Now imagine your country is run by an authoritarian regime who can make things 'disappear' like this at will.

That's the conceit of The Memory Police, the newly translated novel from Yoko Ogawa, a Japanese author who has won every major literary prize in Japan. The book was originally published 25 years ago, but it's only now making the jump to English.

When the novel opens, birds, ferries, hates, ribbons, perfume and emeralds have already been disappeared, among a host of other things, but the population of the unnamed island where the book is set have tried to plow on as normal. Early in the book both roses and fruit are disappeared, and seeing the way that people 'mourn' these items, and how they are erased from existence as much as possible (e.g. all fruit falls from trees to rot on the ground) is fascinating.

But while the disappearances are mourned by most, there are people who simply don't forget. They go on remembering and treasuring these objects, living in fear that the Memory Police will discover their secret and whisk them away.

The protagonist, an unnamed female novelist, knows the pain of this all too well. Though she is affected by the disappearances, her Mother is one of those who is resistant, and she hoarded disappeared items in a dresser in the family basement until The Memory Police came and dragged her away, declaring her dead just a few days later.

Now it's just the protagonist and the 'old man', a family friend who used to operate the ferry before it was disappeared. The only other person of significance in her life (and the character who comes closest to receiving a name) is her editor R, and when R reveals he remembers the disappeared items, a plot if hatched to hide him from the Memory Police in her home.

This sets up a fascinating exploration of identity, memory, totalitarianism, resistance and oppression, that manages to feel both distinctly Japanese in setting and style, yet completely applicable to broader society.

The plot whistles along at a solid pace, balancing ruminating on loss with continued plot developments very well. The cast of characters, though small, is very interesting, with the 'old man' a particular favourite of mine. Some of R and the protagonist's choices are more questionable, but not too distracting on the whole. All this combines to mean that by the final quarter, when the plot takes some interesting twists that I wouldn't have expected, there's a solid emotional punch to the conclusion.

The decision to include the fragment of the protagonist's own novel in the book was also a decision that pays off in spades. Not only is the 'novel within a novel' a gripping story in it's own right, but it intersects with the plight and storyline of its writer in both expected and more subtle ways that give a wonderful sense of depth to the writing.

Despite being written more than 25 years ago, the book still feels incredibly fresh and relevant to today's society. The commentary on totalitarianism feels like it would fit in a modern-set dystopia, the portrayal of resistance in the face of oppression could be applied to so many societies and communities in the modern world and how we're so attention starved that we forget to appreciate the small things - how something as simple as a bird flying across the sky can be both beautiful and fleeting.

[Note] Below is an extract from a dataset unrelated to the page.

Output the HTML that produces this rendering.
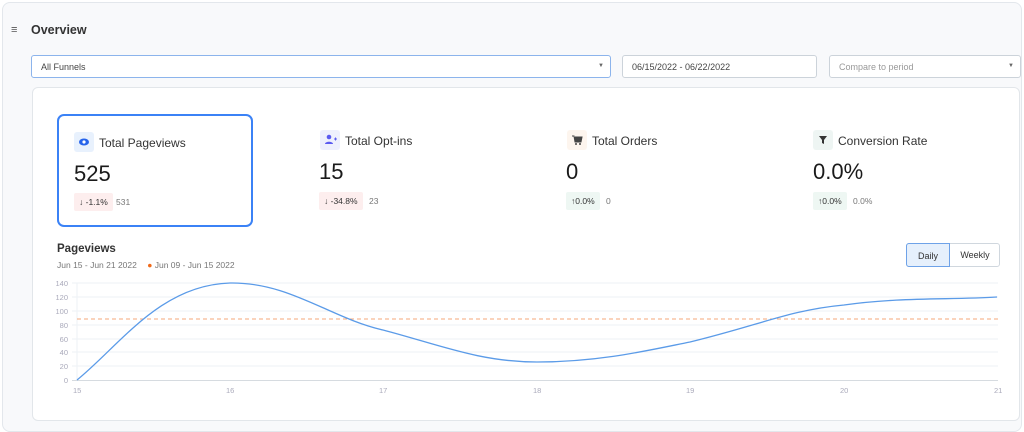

There's certainly much for discussion, with book clubs across the country guaranteed to debate this for years to come, though I feel like there aren't quite enough answers to me. A lot is left unanswered - we're left to imagine who The Memory Police are, how the disappearances work, how they started, what the end goal is - and perhaps I'd have enjoyed a few more resolutions that the reader is given, but it does mean that there's a lot of scope to transpose the novel on to the real world.

Other than some slightly questionable character decisions and the lack of answers, the only other word of caution I'd offer is that this perhaps isn't aimed at a traditional dystopia audience. Most dystopia come to some sort of resolution or conflict in a way that The Memory Police doesn't - it's definitely on the more literary end of the dystopia genre and I worry this might be off putting to some.

That said, I thoroughly enjoyed the book and the messages it puts across about the modern world (despite being written so long ago) and I will definitely seek out more of the author's work in the near future.

I received a NetGalley review copy in exchange for an honest, unbiased review. Many thanks to Vintage for approving my request.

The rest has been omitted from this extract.